XC: What are the common challenges that a 3D artist like you encounter day-in, day-out in a project?
SH: In my case, I think I pay less attention to life. Artists are humans that have bodies and souls. If you feed both you can overcome even the hardest of challenges. So if you beat yourself up with too much training, yes you might be able to create something incredible, but you will lose yourself in the process. if you think you are energized enough, it’s okay, do go on! But don’t forget your surroundings. While giving everything your best is the way to go, you must not overwork yourself. Do what you enjoy most but do remember, when it gets hard, hard it is, simplicity is preferable compared to contrived complications.
XC: What would you consider your biggest or most exciting project to date?
SH: Save for my personal projects, I still have no favorites yet. I am really interested to make collaborations on amazing content and will look for opportunities. But personally, I am fond of creating mythical characters and creatures, it is something that has always been in my mind. It excites me to think that I can do more perfect designs and shapes, but I do know that I still a lot to learn!
XC: If you were to market yourself as a 3D artist, what would you highlight as your strengths, your edge?

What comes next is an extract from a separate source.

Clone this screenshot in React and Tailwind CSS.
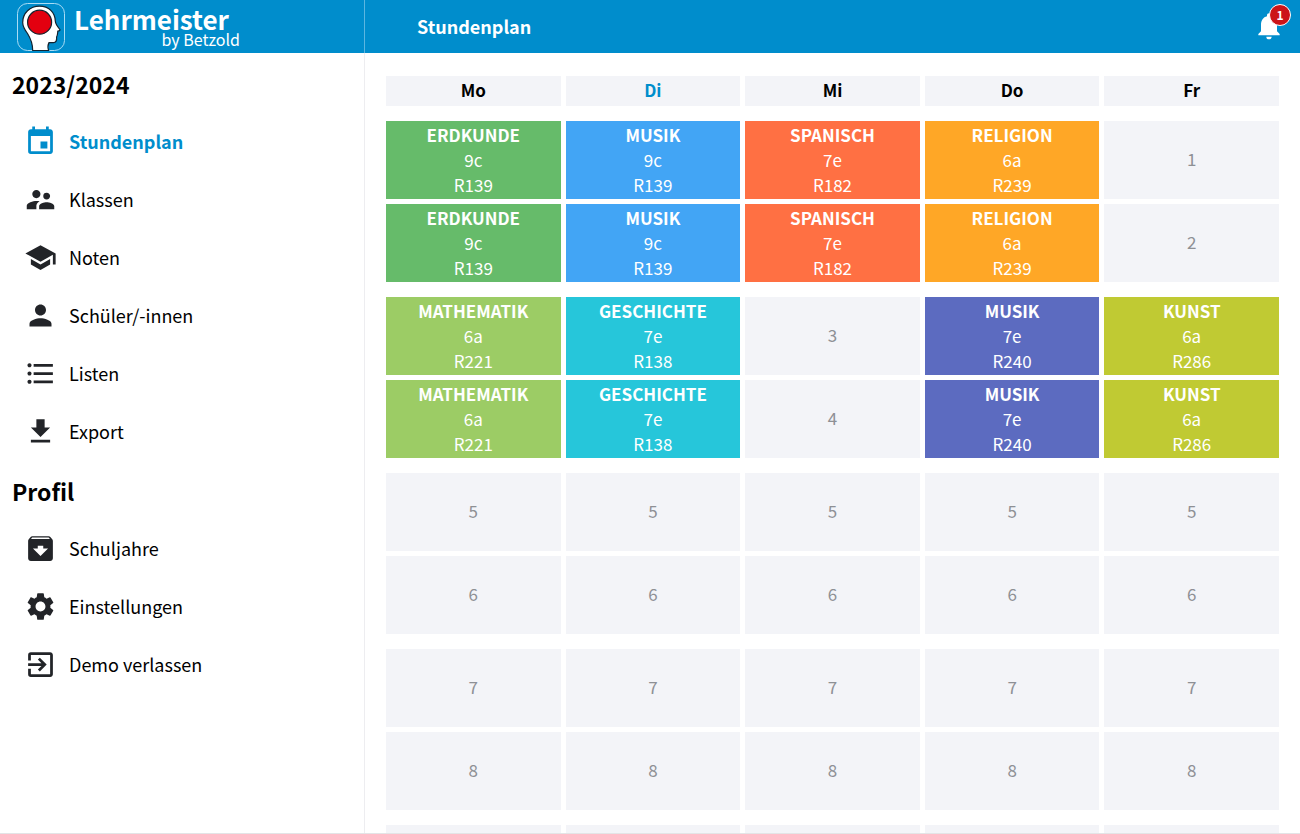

SH: I would like to say that I’m a Freelance 3D character and creature artist and an expert at creating myths and designing characters. I do know that I have a long way to go, but I also know that I’m good at design and knowing what the next move is! it is also part of my personality to always have a good detection of the right decisions.
XC: If you weren’t a 3D artist today, what would you be?
SH: I’m not sure how I would function, but probably I will keep on playing chess because I have had good achievements in that field.